» **Front-end source files**:
--- begin ---

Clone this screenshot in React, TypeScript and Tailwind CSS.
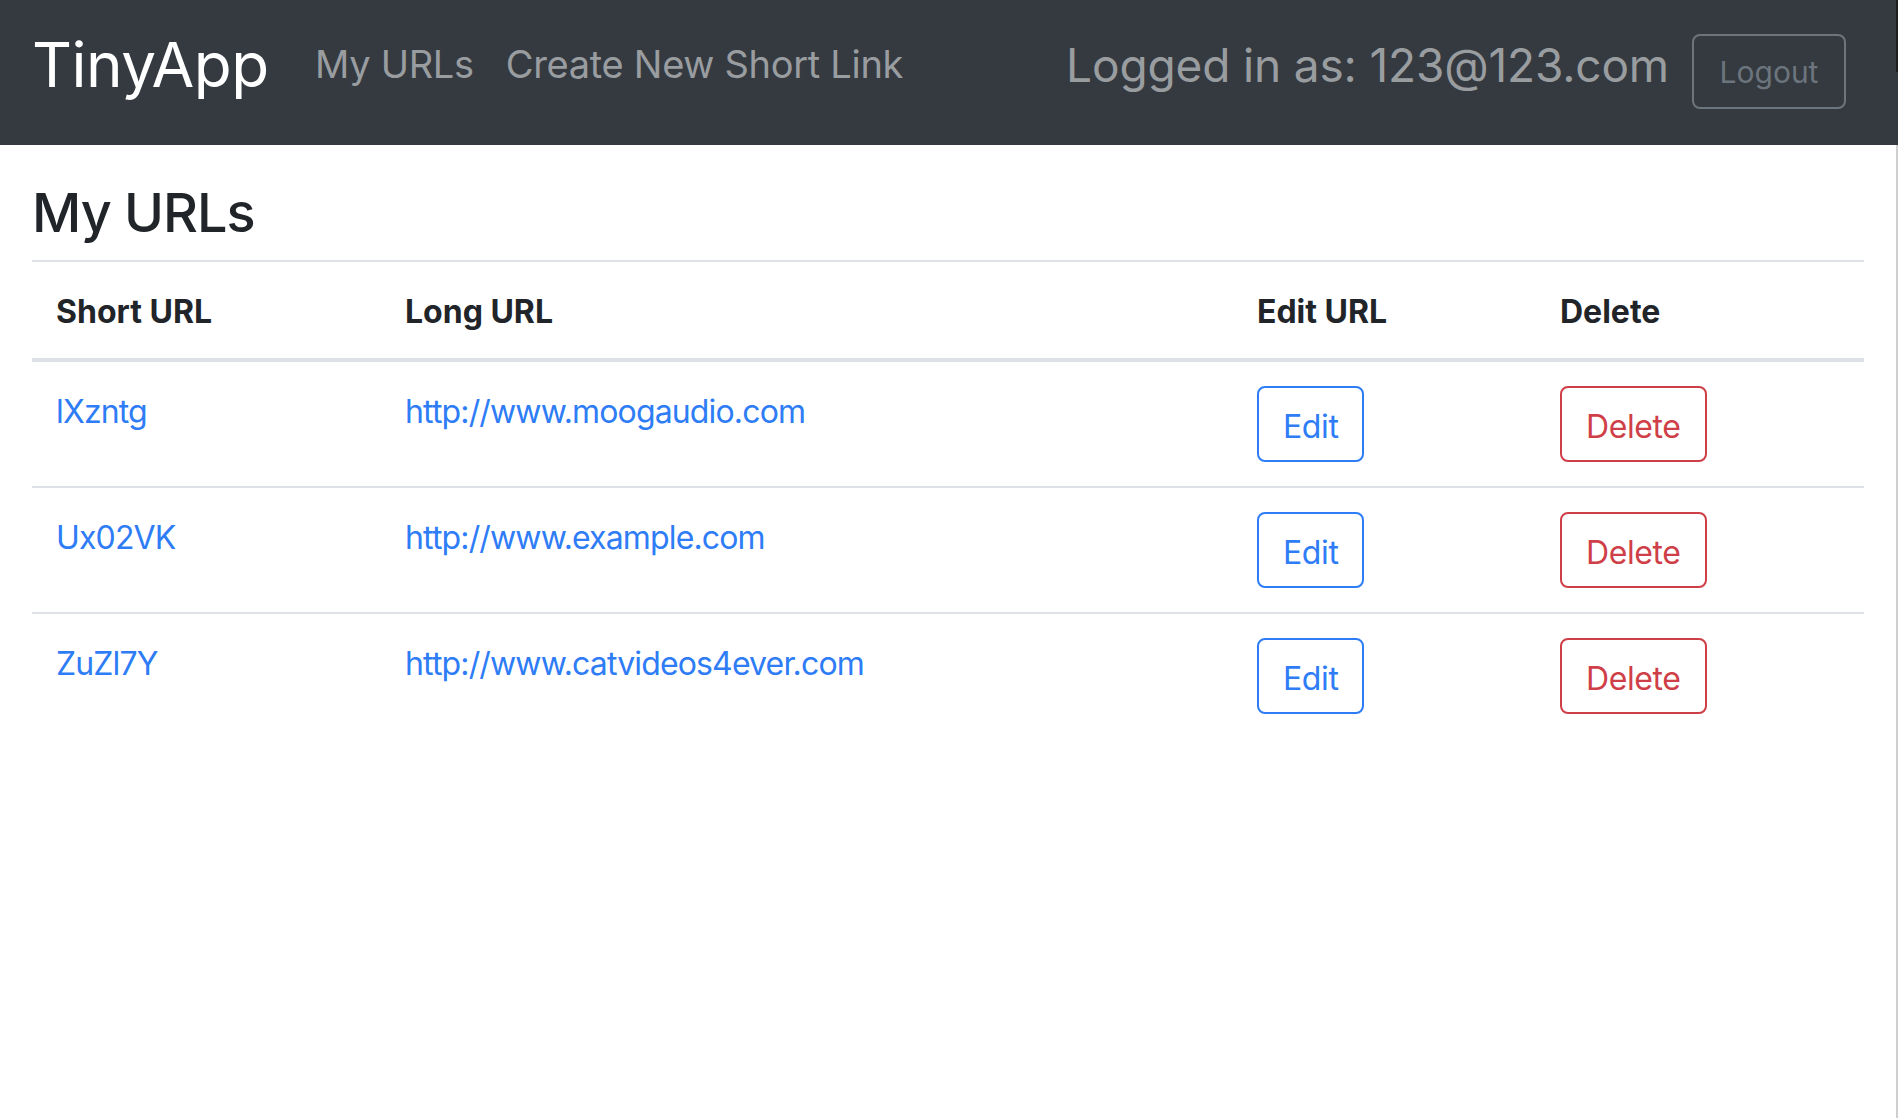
import React from "react";

const rows = [
  { short: "lXzntg", long: "http://www.moogaudio.com" },
  { short: "Ux02VK", long: "http://www.example.com" },
  { short: "ZuZl7Y", long: "http://www.catvideos4ever.com" },
];

export default function App() {
  return (
    <div className="flex min-h-screen w-full bg-white" style={{ fontFamily: "Inter, 'Open Sans', sans-serif" }}>
      <div className="flex-1 min-w-0">
        <nav className="flex h-[145px] items-start bg-[#343a40] pl-8 pr-[50px]">
          <a className="mt-[34px] w-[267px] text-[62px] leading-none tracking-[-0.5px] text-white">TinyApp</a>
          <a className="mt-[45px] px-4 text-[38px] leading-none tracking-[-0.3px] text-[#9a9da0]">My URLs</a>
          <a className="mt-[45px] px-4 text-[38px] leading-none tracking-[-0.3px] text-[#9a9da0]">Create New Short Link</a>
          <div className="ml-auto flex items-start">
            <span className="mt-[42px] text-[46px] leading-none tracking-[-0.15px] text-[#9a9da0]">
              Logged in as: 123@123.com
            </span>
            <button className="ml-[23px] mt-[34px] flex h-[75px] w-[154px] items-center justify-center rounded-[8px] border-2 border-[#6c757d] text-[30px] leading-none text-[#6c757d]">
              Logout
            </button>
          </div>
        </nav>
        <main className="px-8">
          <h1 className="mt-[41px] text-[54px] font-medium leading-none tracking-[-1px] text-[#212529]">My URLs</h1>
          <table className="mt-[20px] w-full table-fixed border-collapse text-[32px] leading-[48px] text-[#212529]">
            <colgroup>
              <col className="w-[349px]" />
              <col className="w-[852px]" />
              <col className="w-[303px]" />
              <col />
            </colgroup>
            <thead>
              <tr className="border-t-2 border-b-4 border-[#dee2e6]">
                <th className="px-6 pt-[26px] pb-[22px] text-left font-bold">Short URL</th>
                <th className="px-6 pt-[26px] pb-[22px] text-left font-bold">Long URL</th>
                <th className="px-6 pt-[26px] pb-[22px] text-left font-bold">Edit URL</th>
                <th className="px-6 pt-[26px] pb-[22px] text-left font-bold">Delete</th>
              </tr>
            </thead>
            <tbody>
              {rows.map((r, i) => (
                <tr key={r.short} className={i === 0 ? "" : "border-t-2 border-[#dee2e6]"}>
                  <td className="px-6 pt-[26px] pb-[22px] align-top tracking-[-0.85px]">
                    <a className="text-[#2e7cf6]">{r.short}</a>
                  </td>
                  <td className="px-6 pt-[26px] pb-[22px] align-top tracking-[-0.85px]">
                    <a className="text-[#2e7cf6]">{r.long}</a>
                  </td>
                  <td className="p-6 align-top">
                    <button className="flex h-[76px] items-center rounded-[8px] border-2 border-[#2e7cf6] px-[24px] pt-[5px] text-[32px] leading-[48px] tracking-[-0.4px] text-[#2e7cf6]">
                      Edit
                    </button>
                  </td>
                  <td className="p-6 align-top">
                    <button className="flex h-[76px] items-center rounded-[8px] border-2 border-[#cf3f48] px-[24px] pt-[5px] text-[32px] leading-[48px] tracking-[-0.4px] text-[#cf3f48]">
                      Delete
                    </button>
                  </td>
                </tr>
              ))}
            </tbody>
          </table>
        </main>
      </div>
      <div className="flex w-[2px] flex-col">
        <div className="h-[72px] bg-[#1e1e1e]" />
        <div className="h-[73px] bg-[#343a40]" />
        <div className="flex-1 bg-[#cfcfcf]" />
      </div>
    </div>
  );
}
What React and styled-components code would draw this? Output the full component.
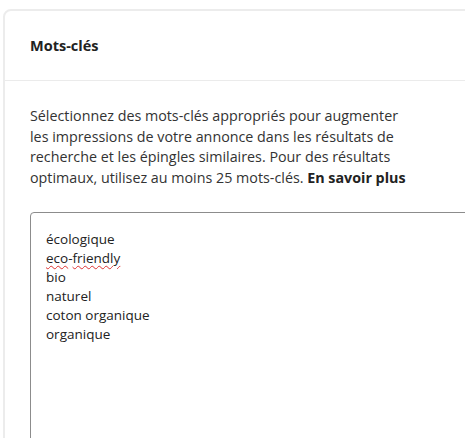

--- end ---

» **SET TASK**: Copy out every line of the material above exactly, skipping the pictures.

» **TASK RESPONSE**:
Clone this screenshot in React, TypeScript and Tailwind CSS.
import React from "react";

const rows = [
  { short: "lXzntg", long: "http://www.moogaudio.com" },
  { short: "Ux02VK", long: "http://www.example.com" },
  { short: "ZuZl7Y", long: "http://www.catvideos4ever.com" },
];

export default function App() {
  return (
    <div className="flex min-h-screen w-full bg-white" style={{ fontFamily: "Inter, 'Open Sans', sans-serif" }}>
      <div className="flex-1 min-w-0">
        <nav className="flex h-[145px] items-start bg-[#343a40] pl-8 pr-[50px]">
          <a className="mt-[34px] w-[267px] text-[62px] leading-none tracking-[-0.5px] text-white">TinyApp</a>
          <a className="mt-[45px] px-4 text-[38px] leading-none tracking-[-0.3px] text-[#9a9da0]">My URLs</a>
          <a className="mt-[45px] px-4 text-[38px] leading-none tracking-[-0.3px] text-[#9a9da0]">Create New Short Link</a>
          <div className="ml-auto flex items-start">
            <span className="mt-[42px] text-[46px] leading-none tracking-[-0.15px] text-[#9a9da0]">
              Logged in as: 123@123.com
            </span>
            <button className="ml-[23px] mt-[34px] flex h-[75px] w-[154px] items-center justify-center rounded-[8px] border-2 border-[#6c757d] text-[30px] leading-none text-[#6c757d]">
              Logout
            </button>
          </div>
        </nav>
        <main className="px-8">
          <h1 className="mt-[41px] text-[54px] font-medium leading-none tracking-[-1px] text-[#212529]">My URLs</h1>
          <table className="mt-[20px] w-full table-fixed border-collapse text-[32px] leading-[48px] text-[#212529]">
            <colgroup>
              <col className="w-[349px]" />
              <col className="w-[852px]" />
              <col className="w-[303px]" />
              <col />
            </colgroup>
            <thead>
              <tr className="border-t-2 border-b-4 border-[#dee2e6]">
                <th className="px-6 pt-[26px] pb-[22px] text-left font-bold">Short URL</th>
                <th className="px-6 pt-[26px] pb-[22px] text-left font-bold">Long URL</th>
                <th className="px-6 pt-[26px] pb-[22px] text-left font-bold">Edit URL</th>
                <th className="px-6 pt-[26px] pb-[22px] text-left font-bold">Delete</th>
              </tr>
            </thead>
            <tbody>
              {rows.map((r, i) => (
                <tr key={r.short} className={i === 0 ? "" : "border-t-2 border-[#dee2e6]"}>
                  <td className="px-6 pt-[26px] pb-[22px] align-top tracking-[-0.85px]">
                    <a className="text-[#2e7cf6]">{r.short}</a>
                  </td>
                  <td className="px-6 pt-[26px] pb-[22px] align-top tracking-[-0.85px]">
                    <a className="text-[#2e7cf6]">{r.long}</a>
                  </td>
                  <td className="p-6 align-top">
                    <button className="flex h-[76px] items-center rounded-[8px] border-2 border-[#2e7cf6] px-[24px] pt-[5px] text-[32px] leading-[48px] tracking-[-0.4px] text-[#2e7cf6]">
                      Edit
                    </button>
                  </td>
                  <td className="p-6 align-top">
                    <button className="flex h-[76px] items-center rounded-[8px] border-2 border-[#cf3f48] px-[24px] pt-[5px] text-[32px] leading-[48px] tracking-[-0.4px] text-[#cf3f48]">
                      Delete
                    </button>
                  </td>
                </tr>
              ))}
            </tbody>
          </table>
        </main>
      </div>
      <div className="flex w-[2px] flex-col">
        <div className="h-[72px] bg-[#1e1e1e]" />
        <div className="h-[73px] bg-[#343a40]" />
        <div className="flex-1 bg-[#cfcfcf]" />
      </div>
    </div>
  );
}
What React and styled-components code would draw this? Output the full component.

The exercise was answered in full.